Noch aus der Zeit Ägyptens als Teil des Römischen Weltreichs zeigt die Ausstellung Darstellungen krabbelnder Kleinkinder und Säuglinge, die aussehen wie Frösche. Je größer das Kind ist und je mehr in die Gesellschaft hineingewachsen, desto unterhaltsamer wirkt diese Ausstellung: Es gibt Hieroglyphen über die Kindheit und zum Nachmalen, Kulissen für die Selfies der Kinder von heute, Darstellungen von Kindern in der Kunst und eine Liste des altägyptischen Alphabets.

An all dem vorbei führt unter einem Baldachin ein ansteigender Weg zu den 80 Kindern des Königs Ramses II. Kalksteinfragmente zeigen, wie der fruchtbare Herrscher selbst von der Baumgöttin Nut gesäugt wurde und auch seine Kinder zu Mittlern zwischen Göttern und Menschen wurden. Man erlebt mit, wie die Pharaonenkinder genauso wie später die Prinzen aus Königshäusern eingebunden waren in das Spannungsfeld von Pflichten, staatlichen und religiösen Inszenierungen und in das politische System. Die Goldmaske des Tutanchamun kennt jeder, aber hier erfährt man auch etwas von seiner Kindheit und Jugend bis er allzu bald gestorben ist.

Dafür haben die Kuratoren der Ausstellung eine Menge von Tier- oder Schmuckfigürchen zusammengebracht, Grabbeigaben von Blüten und Blättern, Scherben und Minischwerter zum Kampf im Kinderzimmer. Deren Präsentation ist raffiniert durchdacht, oft auch interaktiv, und am schönsten ist, wenn man sich in einer Tunika als Kind am Nil fühlen kann. Mädchen dürfen sich messen und ihr Alter bestimmen: In Ägypten wären sie schon mit 13 Jahren und mit 1,40 Meter Größe verheiratet worden. Mit acht Jahren mussten sie Haushaltshilfen sein, ab fünf alle Handgriffe dafür lernen. Jungen mussten im gleichen Alter bei der Ernte helfen und mit 15 Hilfsdienste beim Militär übernehmen.

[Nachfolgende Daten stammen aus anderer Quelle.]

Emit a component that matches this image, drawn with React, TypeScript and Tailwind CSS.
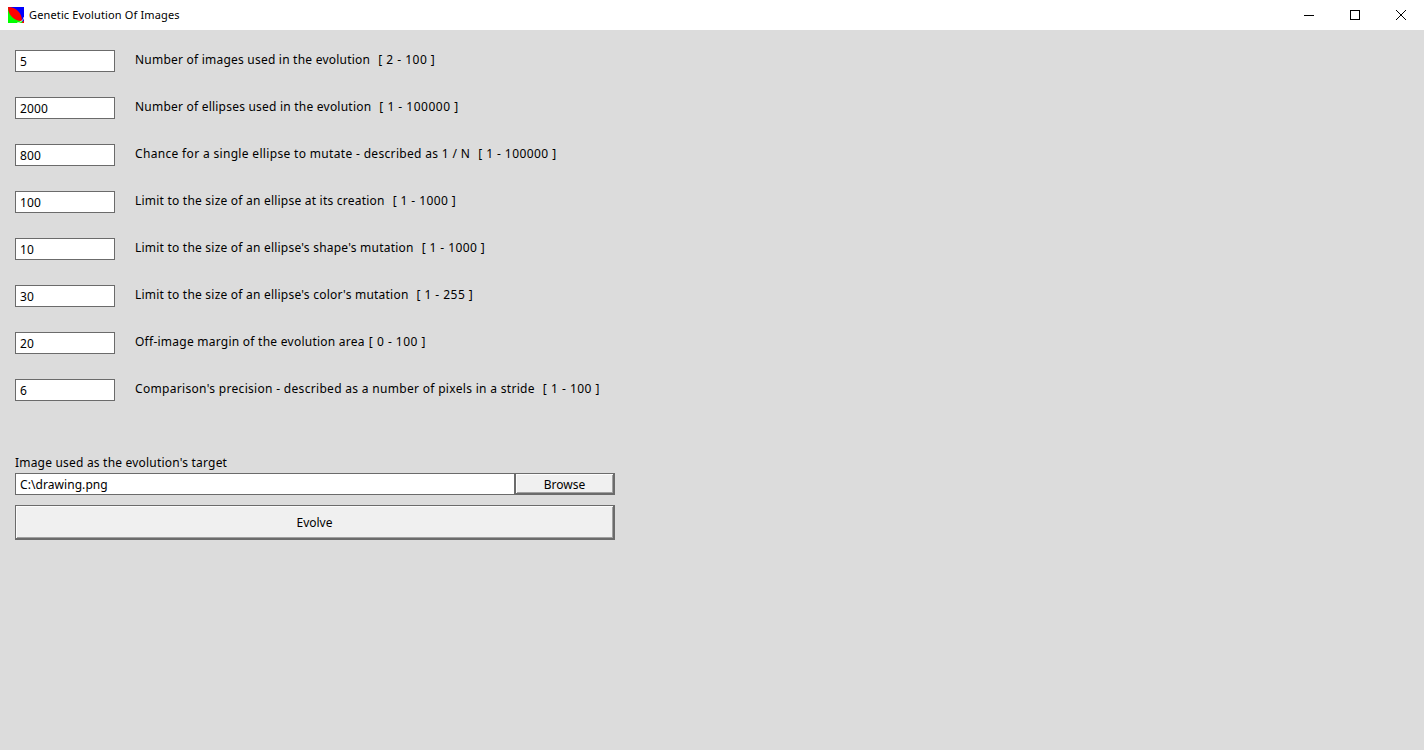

Das alles zieht zusammen mit dem Nil auf einem wandhohen Comic an einem vorüber: mit Papyrus am Ufer, mit springenden Fischen und den Transportmitteln für die Ernte. Wunderbar – selbst in Jahrzehnten als Museumsbesucher hat man so viel lebensnahe historische Unterhaltung nie im Museum gehabt. Im Liegen kann man den vorüberziehenden Sternenhimmel an der Raumdecke beobachten und auf Erden über geheimnisvolle Gucklöcher in den Lehmziegelmauern die Ernte: auf Kindeshöhe und mit Kindern beim Getreidedreschen. Im Original erhalten sind Kinderketten, Schuhsohlen, Sandalen, FlipFlops auf Ägyptisch, Reste eines Babywickeltuchs – das alles aus einem Kinderfriedhof.

Endlich kommen all diese Alltagssachen aus den Depots ans Licht einer einfallsreichen Ausstellung. Aber so schön die bestickte Tunika aus Leinen und Wolle aus dem 5. nachchristlichen Jahrhundert auch ist: Wenn man die kleine Paula von heute fragt, ob sie damals lieber hätte leben wollen, schüttelt sie den Kopf, besinnt sich aber und sagt: „Als Königskind schon.“

Aber auch die „normalen“ Bauernkinder stehen im Fokus der Schau: viele wahrscheinlich einfach verscharrt, aber auch in Amphoren und Gefäßen bestattet, die aus besseren Familien mit Grabbeigaben wie den Ketten aus Kaurimuscheln. An der Wand zieht ein Bestattungszug von einem der 80 Ramses-Kinder vorüber mit einem Sarg, wie man ihn gleich daneben wirklich sehen kann – aus Holz und Kartonagenmaterial.

Für alle aber gilt: Der Tod ist ein Teil des Lebens. Und man sieht auf einem solchen Kindersarg den Vater und die Geschwister ihre Schwester Nefretiti beklagen: Damals machte man das mit der Hand über dem Kopf. (Uwe Mitsching)

Bis zum 21. Juni 2026. Gabelsbergerstraße 35, 80333 München. Dienstags 10 bis 20 Uhr, mittwochs bis sonntags 10 bis 18 Uhr.